Tiefe Freundschaften ermöglichen Resonanzerfahrungen ("Wir sind auf einer Wellenlänge"). Resonanz kann sich auf einer Wanderung einstellen ("Der Berg ruft"), auf einem Konzertabend, beim Europafinale, etc.
Der Mensch kann mit anderen Menschen resonant sein, mit Dingen, mit der Natur, der Kunst, der Religion. Außerdem ist Resonanz unverfügbar, unkontrollierbar und nicht im Vorverkauf zu haben. Wer seine Lieblingsmusik in Dauerschleife hört, kann sie bald nicht mehr leiden.
Wer Freitag nach Feierabend ins Theater hetzt oder noch lustlos eine Walking-Einheit abreißt, weil der Schritt- und Kalorienzähler des iPhones es einfordert, hat keine Schwingungsgarantie.
Wir müssen uns und das Leben wieder spüren. Die Suche nach dem guten Leben kreist um ein paar Begriffe, die durchaus ihre Berechtigung hatten. Selbstentfaltung und Selbstverwirklichung gehören dazu, Autonomie, Authentizität, Achtsamkeit, Flow.
Worauf kommt es im guten Leben wirklich an?
Es kommt darauf an, dass wir uns in der Welt aufgehoben und nicht in die (quasi existenzialistisch) Welt geworfen fühlen. Es kommt darauf an, etwas zu geben und etwas zurückzubekommen. So wie eine Stimmgabel, die eine andere Stimmgabel zum Schwingen bringt und von dieser wiederum zum Schwingen angeregt wird.
Rosa nennt unseren Draht zur Welt, wenn die Stimmgabel zu schwingen beginnt: Resonanz.
Seine These und Lösung pointiert gesagt:
"Wenn Beschleunigung das Problem ist, dann ist Resonanz vielleicht die Lösung."
Kreativität:
Irgendwo drin im Menschen steckt demnach sein innerer Wesenskern, und der kommt am besten durch Selbstverwirklichung zum Vorschein. Man soll sich finden, sich treu bleiben, authentisch und autonom und achtsam sein, dann wird sich auch das Lebensglück wieder einstellen.

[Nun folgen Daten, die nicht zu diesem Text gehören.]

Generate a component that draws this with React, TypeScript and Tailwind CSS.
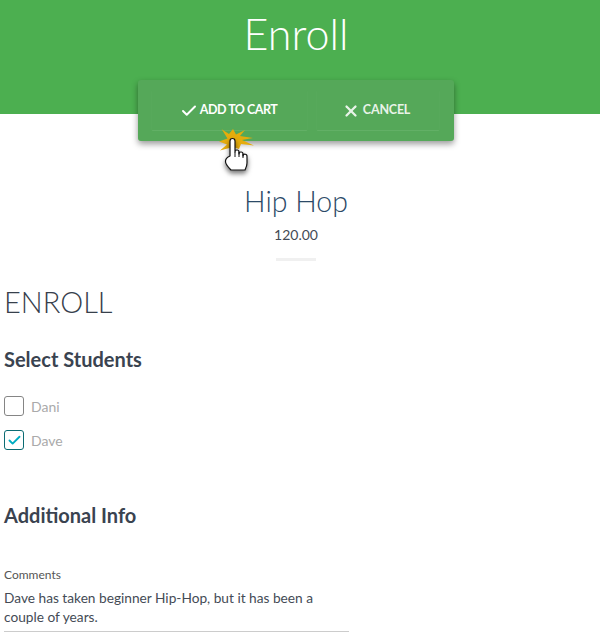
import React from "react";
import { Check, X } from "lucide-react";

const font = { fontFamily: '"Lato", sans-serif' };

const ClickCursor: React.FC = () => (
    <svg className="absolute left-[81px] top-[45px]" width="40" height="56" viewBox="0 0 40 56" aria-hidden="true">
        <polygon fill="#e5ac0c" points="2.7,4.3 10,9 14,4 17,9.5 26,5 21,11 34,13 23,15 35,20.5 22,19 20,24 14,22 1,25.5 8,19.5 0,16.5 8.5,13.5" />
        <defs>
            <filter id="cursorShadow" x="-40%" y="-30%" width="180%" height="170%">
                <feDropShadow dx="0" dy="3" stdDeviation="2.5" floodColor="#000" floodOpacity="0.55" />
            </filter>
        </defs>
        <path
            filter="url(#cursorShadow)"
            fill="#fff"
            stroke="#111"
            strokeWidth="1.2"
            strokeLinejoin="round"
            d="M11 31 V16 a2.5 2.5 0 0 1 5 0 V27 a2 2 0 0 1 4 0 V29 a2 2 0 0 1 4 0 V31 a2 2 0 0 1 4 .5 V38 c0 3 -1 5 -2 7 H12 c-2 -2 -5 -5 -5.5 -8 c-.3 -3 2 -5 4.5 -6 Z"
        />
        <path stroke="#111" strokeWidth="1" fill="none" d="M16 27 V32 M20 27 V32 M24 29 V33" />
    </svg>
);

const StudentRow: React.FC<{ name: string; checked?: boolean }> = ({ name, checked }) => (
    <label className="flex items-center h-[20px] gap-[7px]">
        <span className={`flex items-center justify-center w-[20px] h-[20px] rounded-[3px] border ${checked ? "border-[#0b6b73]" : "border-[#858585]"}`}>
            {checked && <Check size={15} strokeWidth={3} className="text-[#00acc1]" />}
        </span>
        <span className="text-[14px] text-[#aaaaaa]">{name}</span>
    </label>
);

const App: React.FC = () => {
    return (
        <div className="w-[600px] h-[637px] overflow-hidden bg-white text-[#37404c]" style={font}>
            <div className="w-[592px]">
                <header className="h-[114px] bg-[#4caf50] w-[600px] pr-[8px] flex justify-center">
                    <h1 className="mt-[9px] h-[50px] text-[43px] leading-[50px] font-light text-white">Enroll</h1>
                </header>

                <div className="relative ml-[138px] -mt-[34px] w-[316px] h-[61px] rounded-[3px] bg-[#55a859] shadow-[0_3px_6px_rgba(0,0,0,0.4)] flex pl-[13px] gap-[8px]">
                    <button className="w-[157px] h-[41px] mt-[10px] pr-[2px] flex items-center justify-center gap-[2px] border border-[#57a95b] border-t-transparent border-b-[#62b066] rounded-[2px] text-[12.5px] font-bold tracking-[-0.5px] text-white">
                        <Check size={18} strokeWidth={2.6} />
                        ADD TO CART
                    </button>
                    <button className="w-[124px] h-[41px] mt-[10px] pr-[4px] flex items-center justify-center gap-[3px] border border-[#57a95b] border-t-transparent border-b-[#62b066] rounded-[2px] text-[12.5px] font-bold tracking-[-0.2px] text-[#e8f3e8]">
                        <X size={18} strokeWidth={3} />
                        CANCEL
                    </button>
                    <ClickCursor />
                </div>

                <section className="flex flex-col items-center">
                    <h2 className="mt-[42px] h-[36px] text-[28.5px] leading-[36px] font-light text-[#2c4a68]">Hip Hop</h2>
                    <p className="mt-[7px] h-[18px] text-[14px] leading-[18px] text-[#444b55]">120.00</p>
                    <div className="mt-[14px] w-[40px] h-[3px] bg-[#f0f0f0]" />
                </section>

                <h2 className="mt-[23px] ml-[4px] h-[36px] text-[29px] leading-[36px] font-light text-[#37404c]">ENROLL</h2>

                <h3 className="mt-[26px] ml-[4px] h-[26px] text-[20px] leading-[26px] font-bold text-[#3a4350]">Select Students</h3>

                <div className="mt-[24px] ml-[4px] flex flex-col gap-[14px]">
                    <StudentRow name="Dani" />
                    <StudentRow name="Dave" checked />
                </div>

                <h3 className="mt-[52px] ml-[4px] h-[26px] text-[20px] leading-[26px] font-bold text-[#3a4350]">Additional Info</h3>

                <div className="mt-[39px] ml-[4px] w-[345px] border-b border-[#cccccc] pb-[5px]">
                    <label className="block h-[16px] text-[12px] leading-[16px] text-[#555555]">Comments</label>
                    <p className="mt-[5px] text-[13.7px] leading-[19px] text-[#444b55]">
                        Dave has taken beginner Hip-Hop, but it has been a couple of years.
                    </p>
                </div>
            </div>
        </div>
    );
};

export default App;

Der selbstbestimmte Kreative, der im Flow seine Ideen verwirklicht, wurde zum Gegenentwurf des spießigen Angestellten, der um fünf Uhr nachmittags die Stechuhr ansteuert. Kreativ sein hieß Mensch sein. Aber dann kaperte die neoliberale Ideologie das Projekt, und damit begann das Missverständnis. Kreativ sein diente nun nicht mehr nur dem privaten Glück, sondern auch der Innovationskraft des Arbeitgebers.Im VW-Skandal kann man gut beobachten, wie Ingenieure gezwungen wurden, Vorgaben zu erfüllen, die sie nicht kreativ lösen konnten. Die Folge waren krumme Touren und der milliardenschwere Abgasskandal.